[Material shown]
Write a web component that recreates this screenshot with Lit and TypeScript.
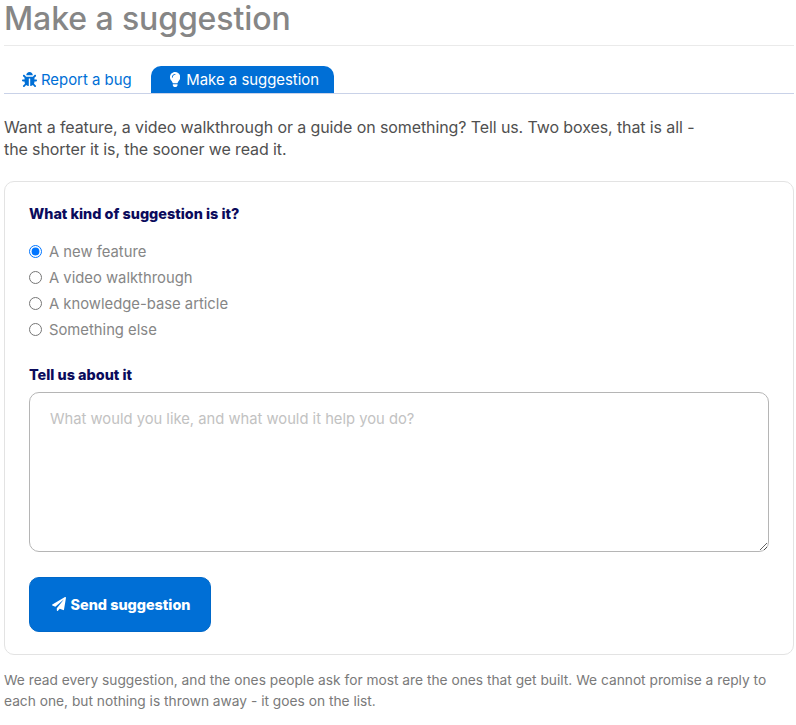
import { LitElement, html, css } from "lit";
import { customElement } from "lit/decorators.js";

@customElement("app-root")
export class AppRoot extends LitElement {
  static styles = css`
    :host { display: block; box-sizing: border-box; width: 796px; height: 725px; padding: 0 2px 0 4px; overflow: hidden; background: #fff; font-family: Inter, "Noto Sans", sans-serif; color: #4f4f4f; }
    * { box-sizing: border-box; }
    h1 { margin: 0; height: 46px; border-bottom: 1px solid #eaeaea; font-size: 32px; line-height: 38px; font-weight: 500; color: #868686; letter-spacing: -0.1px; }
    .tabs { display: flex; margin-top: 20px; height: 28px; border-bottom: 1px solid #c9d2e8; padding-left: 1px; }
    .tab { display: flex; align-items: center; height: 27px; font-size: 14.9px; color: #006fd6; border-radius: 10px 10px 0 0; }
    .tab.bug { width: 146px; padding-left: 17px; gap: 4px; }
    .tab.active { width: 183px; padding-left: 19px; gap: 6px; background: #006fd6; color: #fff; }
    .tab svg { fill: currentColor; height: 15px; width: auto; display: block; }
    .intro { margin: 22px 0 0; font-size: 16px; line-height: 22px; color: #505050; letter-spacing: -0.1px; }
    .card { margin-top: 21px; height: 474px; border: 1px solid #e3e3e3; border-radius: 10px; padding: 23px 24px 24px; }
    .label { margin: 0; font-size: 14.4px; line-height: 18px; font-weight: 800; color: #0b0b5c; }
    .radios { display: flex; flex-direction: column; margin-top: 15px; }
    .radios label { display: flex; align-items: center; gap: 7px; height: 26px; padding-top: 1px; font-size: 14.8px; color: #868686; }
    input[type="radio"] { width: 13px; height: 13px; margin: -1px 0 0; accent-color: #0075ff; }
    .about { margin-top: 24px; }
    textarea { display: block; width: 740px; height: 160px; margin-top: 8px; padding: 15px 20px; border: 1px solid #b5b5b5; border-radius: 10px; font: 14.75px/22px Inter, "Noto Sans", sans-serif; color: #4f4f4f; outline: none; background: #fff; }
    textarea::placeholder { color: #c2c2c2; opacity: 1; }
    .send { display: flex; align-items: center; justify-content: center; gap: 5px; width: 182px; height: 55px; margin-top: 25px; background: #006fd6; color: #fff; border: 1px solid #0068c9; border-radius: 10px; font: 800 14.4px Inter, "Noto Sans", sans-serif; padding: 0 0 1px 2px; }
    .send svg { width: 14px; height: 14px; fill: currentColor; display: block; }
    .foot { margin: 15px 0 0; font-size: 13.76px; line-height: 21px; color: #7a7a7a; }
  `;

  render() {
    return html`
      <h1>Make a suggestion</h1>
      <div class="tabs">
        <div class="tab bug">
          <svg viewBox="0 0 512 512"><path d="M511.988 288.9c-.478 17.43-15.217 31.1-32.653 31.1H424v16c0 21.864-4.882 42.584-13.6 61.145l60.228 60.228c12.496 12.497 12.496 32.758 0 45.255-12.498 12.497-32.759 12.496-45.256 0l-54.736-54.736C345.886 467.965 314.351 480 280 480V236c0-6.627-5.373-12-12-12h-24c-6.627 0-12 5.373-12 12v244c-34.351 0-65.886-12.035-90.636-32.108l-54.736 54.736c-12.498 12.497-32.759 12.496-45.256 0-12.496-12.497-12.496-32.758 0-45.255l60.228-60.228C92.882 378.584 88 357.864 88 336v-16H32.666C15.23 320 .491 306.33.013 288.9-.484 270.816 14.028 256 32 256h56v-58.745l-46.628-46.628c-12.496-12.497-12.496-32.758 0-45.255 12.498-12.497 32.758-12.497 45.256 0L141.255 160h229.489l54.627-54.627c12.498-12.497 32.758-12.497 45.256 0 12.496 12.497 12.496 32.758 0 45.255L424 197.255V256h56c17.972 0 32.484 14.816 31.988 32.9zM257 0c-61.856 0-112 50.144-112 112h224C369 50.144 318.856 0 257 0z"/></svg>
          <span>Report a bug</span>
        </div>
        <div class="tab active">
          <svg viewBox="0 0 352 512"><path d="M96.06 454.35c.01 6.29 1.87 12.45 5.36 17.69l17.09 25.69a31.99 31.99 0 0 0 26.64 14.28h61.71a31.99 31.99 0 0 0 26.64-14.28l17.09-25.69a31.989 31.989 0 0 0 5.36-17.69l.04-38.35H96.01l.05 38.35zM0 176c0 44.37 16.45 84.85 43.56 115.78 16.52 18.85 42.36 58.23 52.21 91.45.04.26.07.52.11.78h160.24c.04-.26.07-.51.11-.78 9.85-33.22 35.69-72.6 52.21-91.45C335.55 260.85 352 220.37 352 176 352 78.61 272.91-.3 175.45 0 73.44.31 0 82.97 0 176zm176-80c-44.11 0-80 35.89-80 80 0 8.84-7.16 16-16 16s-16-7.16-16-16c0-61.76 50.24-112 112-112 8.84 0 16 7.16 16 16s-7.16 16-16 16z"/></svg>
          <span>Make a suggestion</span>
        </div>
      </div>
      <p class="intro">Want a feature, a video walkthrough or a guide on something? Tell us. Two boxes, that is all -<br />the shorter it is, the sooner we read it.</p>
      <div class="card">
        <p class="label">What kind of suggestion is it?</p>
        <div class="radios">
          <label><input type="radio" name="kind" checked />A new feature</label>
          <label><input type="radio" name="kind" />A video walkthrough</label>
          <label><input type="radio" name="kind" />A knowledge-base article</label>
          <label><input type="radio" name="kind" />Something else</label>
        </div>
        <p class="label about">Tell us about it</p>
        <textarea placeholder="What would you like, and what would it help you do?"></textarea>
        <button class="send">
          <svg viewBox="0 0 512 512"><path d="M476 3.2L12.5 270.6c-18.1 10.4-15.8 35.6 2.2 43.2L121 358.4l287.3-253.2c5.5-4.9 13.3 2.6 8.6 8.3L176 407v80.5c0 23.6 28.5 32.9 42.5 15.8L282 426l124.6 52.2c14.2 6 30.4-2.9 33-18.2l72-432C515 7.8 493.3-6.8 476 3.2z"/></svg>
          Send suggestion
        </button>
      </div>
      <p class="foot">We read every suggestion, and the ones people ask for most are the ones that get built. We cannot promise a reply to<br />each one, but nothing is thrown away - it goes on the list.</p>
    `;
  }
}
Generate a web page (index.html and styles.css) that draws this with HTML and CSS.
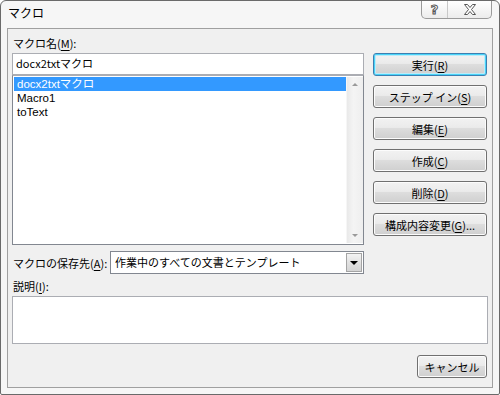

[Instructions for the task] Restate the whole listing above exactly, please, omitting every image.

[Result for this task]
Write a web component that recreates this screenshot with Lit and TypeScript.
import { LitElement, html, css } from "lit";
import { customElement } from "lit/decorators.js";

@customElement("app-root")
export class AppRoot extends LitElement {
  static styles = css`
    :host { display: block; box-sizing: border-box; width: 796px; height: 725px; padding: 0 2px 0 4px; overflow: hidden; background: #fff; font-family: Inter, "Noto Sans", sans-serif; color: #4f4f4f; }
    * { box-sizing: border-box; }
    h1 { margin: 0; height: 46px; border-bottom: 1px solid #eaeaea; font-size: 32px; line-height: 38px; font-weight: 500; color: #868686; letter-spacing: -0.1px; }
    .tabs { display: flex; margin-top: 20px; height: 28px; border-bottom: 1px solid #c9d2e8; padding-left: 1px; }
    .tab { display: flex; align-items: center; height: 27px; font-size: 14.9px; color: #006fd6; border-radius: 10px 10px 0 0; }
    .tab.bug { width: 146px; padding-left: 17px; gap: 4px; }
    .tab.active { width: 183px; padding-left: 19px; gap: 6px; background: #006fd6; color: #fff; }
    .tab svg { fill: currentColor; height: 15px; width: auto; display: block; }
    .intro { margin: 22px 0 0; font-size: 16px; line-height: 22px; color: #505050; letter-spacing: -0.1px; }
    .card { margin-top: 21px; height: 474px; border: 1px solid #e3e3e3; border-radius: 10px; padding: 23px 24px 24px; }
    .label { margin: 0; font-size: 14.4px; line-height: 18px; font-weight: 800; color: #0b0b5c; }
    .radios { display: flex; flex-direction: column; margin-top: 15px; }
    .radios label { display: flex; align-items: center; gap: 7px; height: 26px; padding-top: 1px; font-size: 14.8px; color: #868686; }
    input[type="radio"] { width: 13px; height: 13px; margin: -1px 0 0; accent-color: #0075ff; }
    .about { margin-top: 24px; }
    textarea { display: block; width: 740px; height: 160px; margin-top: 8px; padding: 15px 20px; border: 1px solid #b5b5b5; border-radius: 10px; font: 14.75px/22px Inter, "Noto Sans", sans-serif; color: #4f4f4f; outline: none; background: #fff; }
    textarea::placeholder { color: #c2c2c2; opacity: 1; }
    .send { display: flex; align-items: center; justify-content: center; gap: 5px; width: 182px; height: 55px; margin-top: 25px; background: #006fd6; color: #fff; border: 1px solid #0068c9; border-radius: 10px; font: 800 14.4px Inter, "Noto Sans", sans-serif; padding: 0 0 1px 2px; }
    .send svg { width: 14px; height: 14px; fill: currentColor; display: block; }
    .foot { margin: 15px 0 0; font-size: 13.76px; line-height: 21px; color: #7a7a7a; }
  `;

  render() {
    return html`
      <h1>Make a suggestion</h1>
      <div class="tabs">
        <div class="tab bug">
          <svg viewBox="0 0 512 512"><path d="M511.988 288.9c-.478 17.43-15.217 31.1-32.653 31.1H424v16c0 21.864-4.882 42.584-13.6 61.145l60.228 60.228c12.496 12.497 12.496 32.758 0 45.255-12.498 12.497-32.759 12.496-45.256 0l-54.736-54.736C345.886 467.965 314.351 480 280 480V236c0-6.627-5.373-12-12-12h-24c-6.627 0-12 5.373-12 12v244c-34.351 0-65.886-12.035-90.636-32.108l-54.736 54.736c-12.498 12.497-32.759 12.496-45.256 0-12.496-12.497-12.496-32.758 0-45.255l60.228-60.228C92.882 378.584 88 357.864 88 336v-16H32.666C15.23 320 .491 306.33.013 288.9-.484 270.816 14.028 256 32 256h56v-58.745l-46.628-46.628c-12.496-12.497-12.496-32.758 0-45.255 12.498-12.497 32.758-12.497 45.256 0L141.255 160h229.489l54.627-54.627c12.498-12.497 32.758-12.497 45.256 0 12.496 12.497 12.496 32.758 0 45.255L424 197.255V256h56c17.972 0 32.484 14.816 31.988 32.9zM257 0c-61.856 0-112 50.144-112 112h224C369 50.144 318.856 0 257 0z"/></svg>
          <span>Report a bug</span>
        </div>
        <div class="tab active">
          <svg viewBox="0 0 352 512"><path d="M96.06 454.35c.01 6.29 1.87 12.45 5.36 17.69l17.09 25.69a31.99 31.99 0 0 0 26.64 14.28h61.71a31.99 31.99 0 0 0 26.64-14.28l17.09-25.69a31.989 31.989 0 0 0 5.36-17.69l.04-38.35H96.01l.05 38.35zM0 176c0 44.37 16.45 84.85 43.56 115.78 16.52 18.85 42.36 58.23 52.21 91.45.04.26.07.52.11.78h160.24c.04-.26.07-.51.11-.78 9.85-33.22 35.69-72.6 52.21-91.45C335.55 260.85 352 220.37 352 176 352 78.61 272.91-.3 175.45 0 73.44.31 0 82.97 0 176zm176-80c-44.11 0-80 35.89-80 80 0 8.84-7.16 16-16 16s-16-7.16-16-16c0-61.76 50.24-112 112-112 8.84 0 16 7.16 16 16s-7.16 16-16 16z"/></svg>
          <span>Make a suggestion</span>
        </div>
      </div>
      <p class="intro">Want a feature, a video walkthrough or a guide on something? Tell us. Two boxes, that is all -<br />the shorter it is, the sooner we read it.</p>
      <div class="card">
        <p class="label">What kind of suggestion is it?</p>
        <div class="radios">
          <label><input type="radio" name="kind" checked />A new feature</label>
          <label><input type="radio" name="kind" />A video walkthrough</label>
          <label><input type="radio" name="kind" />A knowledge-base article</label>
          <label><input type="radio" name="kind" />Something else</label>
        </div>
        <p class="label about">Tell us about it</p>
        <textarea placeholder="What would you like, and what would it help you do?"></textarea>
        <button class="send">
          <svg viewBox="0 0 512 512"><path d="M476 3.2L12.5 270.6c-18.1 10.4-15.8 35.6 2.2 43.2L121 358.4l287.3-253.2c5.5-4.9 13.3 2.6 8.6 8.3L176 407v80.5c0 23.6 28.5 32.9 42.5 15.8L282 426l124.6 52.2c14.2 6 30.4-2.9 33-18.2l72-432C515 7.8 493.3-6.8 476 3.2z"/></svg>
          Send suggestion
        </button>
      </div>
      <p class="foot">We read every suggestion, and the ones people ask for most are the ones that get built. We cannot promise a reply to<br />each one, but nothing is thrown away - it goes on the list.</p>
    `;
  }
}
Generate a web page (index.html and styles.css) that draws this with HTML and CSS.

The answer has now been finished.